* BEGIN Supplied information *
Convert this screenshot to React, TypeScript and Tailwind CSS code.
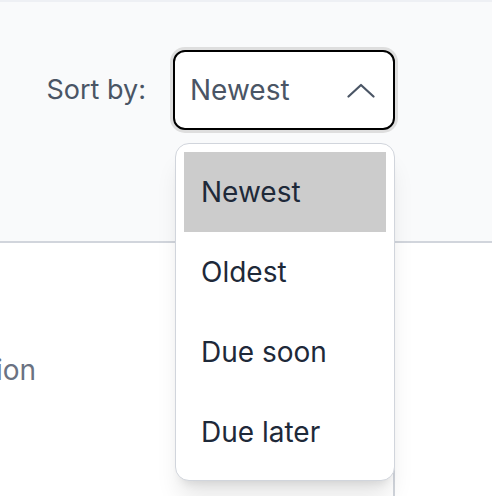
import React, { useState } from 'react';

const OPTIONS = ['Newest', 'Oldest', 'Due soon', 'Due later'];

const ChevronUp = () => (
  <svg width="28" height="15" viewBox="0 0 28 15" fill="none" className="text-gray-600">
    <polyline points="1.5,13.5 14,2 26.5,13.5" stroke="currentColor" strokeWidth="2.2" strokeLinecap="round" strokeLinejoin="round" />
  </svg>
);

const SortSelect = () => {
  const [value, setValue] = useState('Newest');

  return (
    <div className="relative">
      <button className="flex h-[80px] w-[222px] items-center justify-between rounded-[12px] border-2 border-black bg-white pl-[15px] pr-[18px] text-[28px] text-gray-600 ring-[3px] ring-[#dedede]">
        <span>{value}</span>
        <ChevronUp />
      </button>
      <ul className="absolute left-[2px] top-[93px] z-10 w-[220px] rounded-[14px] border border-gray-300 bg-white p-2 shadow-xl">
        {OPTIONS.map((opt) => (
          <li
            key={opt}
            onClick={() => setValue(opt)}
            className={`flex h-[80px] items-center pl-[17px] text-[28px] text-gray-800 ${
              opt === value ? 'bg-[#cccccc]' : ''
            }`}
          >
            {opt}
          </li>
        ))}
      </ul>
    </div>
  );
};

export default function App() {
  return (
    <div className="flex h-[496px] w-[492px] flex-col overflow-hidden bg-white font-['Inter',sans-serif]">
      <div className="h-[2px] bg-[#eef0f4]" />
      <div className="flex h-[241px] items-start justify-end border-b-2 border-gray-300 bg-gray-50 pr-[97px] pt-[48px]">
        <div className="flex items-center gap-[27px]">
          <span className="text-[27px] text-gray-600">Sort by:</span>
          <SortSelect />
        </div>
      </div>
      <div className="flex flex-1">
        <div className="w-[395px] border-r-2 border-gray-300 pt-[107px]">
          <div className="flex w-[36px] justify-end whitespace-nowrap text-[28px] leading-[40px] text-gray-500">
            Description
          </div>
        </div>
      </div>
    </div>
  );
}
* END Supplied information *
• Short task:
From the listing, copy each line containing the word "React".

• Task output:
Convert this screenshot to React, TypeScript and Tailwind CSS code.
import React, { useState } from 'react';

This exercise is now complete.